There are really very few other clues to know how he's feeling. If he's being earnest he tends to tilt his chin up a bit; if he's brooding, he tilts it down and probably leans his head against a wall. This is because Visnjic has the emotional range of an anglepoise desk lamp, not to mention the charisma of Cliff Richard. When Visnjic wants to depict raging, unstoppable battle-frenzy, his chiselled features become a chilling mask of peevishness.

After a while, the slaves revolt, under the leadership of the log-like Goran, some assorted muscle Maries, and James Frain, who is apparently playing Lumpy the Elf. The mighty Roman Army is despatched to deal with them. This elite fighting force consists of about twelve panicky men, and they are quickly routed (the battle scenes are apparently filmed under the constraint that there be no more than twelve people in the shot at any time. It does, it has to be said, pose problems; Spartacus' army is supposed to be 70,000 strong, but the battles look like skirmishes at a Renaissance Festival. I kept expecting Hercules and Xena to scamper into view).

The action now shifts into top gear, as Spartacus on the one side, and various Battiatus types on the other, make long speeches. We get to see one speech, followed by another speech. Probably we'll drop in on the baths for some talking, then go see what Spartacus is discussing with his oily, bare-chested generals (something for the ladies!), then swing by the Senate again and catch a debate, I hear the speeches are great this time of year. When there's a fight scene next you can cut the anticipation with a knife !

Yes, Goran's a hell of a general, too, and we get to see him prove it, about sixteen hours in. He develops a strategy by which his rag-tag bunch of freed slaves defeats a Roman legion by luring two or three of their infantry into some trees, and then charging out at them. Flushed with success, Goran broods a bit, then makes an earnest speech.

The film is the approximate length of the Mesozoic Era, so you may decide to skip to the end. Through the machinations of a Sicilian pirate (you Lando, you!) it seems Spartacus' army is doomed. His big-nosed Gaulish friend deserts him and is killed, and his escape route, presumably back to E.R., is cut off. The final battle scene is ominously prefigured; Crassus, commanding the might of Rome, is having strange visions. Now and then, the camera zooms in as he gets a squinty, furtive look, and we cut to - Goran, standing in a cloud of backlit dry ice, like a leather-fetish Bryan Ferry, while haunting Enya music plays. Could it be that he is having premonitions of his own death??!? At the hands of Spartacus???! D'ye think?!?!

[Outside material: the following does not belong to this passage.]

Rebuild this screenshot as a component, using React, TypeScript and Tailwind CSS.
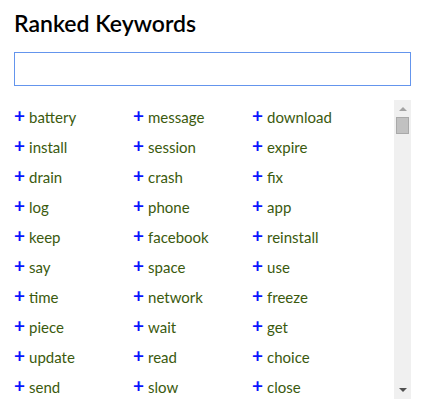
const keywords = [
  ["battery", "message", "download"],
  ["install", "session", "expire"],
  ["drain", "crash", "fix"],
  ["log", "phone", "app"],
  ["keep", "facebook", "reinstall"],
  ["say", "space", "use"],
  ["time", "network", "freeze"],
  ["piece", "wait", "get"],
  ["update", "read", "choice"],
  ["send", "slow", "close"],
];

function Keyword({ word }: { word: string }) {
  return (
    <div className="flex h-[30px] w-[119px] items-center">
      <span className="mr-[4px] -mt-[3px] text-[19px] font-bold leading-none text-[#0a14ff]">+</span>
      <span className="text-[15px] text-[#3b5a0e]">{word}</span>
    </div>
  );
}

/** Classic grey scrollbar, drawn beside the clipped list. */
function Scrollbar() {
  return (
    <div className="flex h-full w-[17px] shrink-0 flex-col items-center bg-[#f0f0f0]">
      <div className="mt-[7px] h-0 w-0 border-x-[4px] border-b-[4px] border-x-transparent border-b-[#a3a3a3]" />
      <div className="mt-[6px] h-[17px] w-[13px] border border-[#a9a9a9] bg-[#c1c1c1]" />
      <div className="flex-1" />
      <div className="mb-[7px] h-0 w-0 border-x-[4px] border-t-[4px] border-x-transparent border-t-[#505050]" />
    </div>
  );
}

export default function App() {
  return (
    <div className="h-[417px] w-[428px] bg-white px-[14px] pt-[8px] font-['Lato',sans-serif]">
      <h1 className="text-[23px] font-semibold leading-[30px] text-black">Ranked Keywords</h1>
      <input
        className="mt-[14px] block h-[34px] w-[397px] border border-[#6495ed] bg-white px-2 text-[15px] outline-none"
        type="text"
      />
      <div className="mt-[14px] flex h-[299px] w-[397px]">
        <div className="flex-1 overflow-hidden pt-[2px]">
          {keywords.map((row, i) => (
            <div key={i} className="flex">
              {row.map((w) => (
                <Keyword key={w} word={w} />
              ))}
            </div>
          ))}
        </div>
        <Scrollbar />
      </div>
    </div>
  );
}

Er, no. In the battle, Spartacus gets repeatedly stabbed without coming anywhere near Crassus, who seems quite peeved, and then all the slaves are crucified, ending with Lumpy. But there is at least a happy ending - the evil institution of slavery, which the film rightly rails against, only endured in the West for about another 2000 years, and the evil British, er, Roman Empire fell a mere 400 years later.

I wish I could say this film had a single redeeming feature, but all I can think of is that it has made me laugh more than almost any other film I have ever seen, and I'm not sure they intended that... but, Goran, if you did... the House of Battiatus salutes you!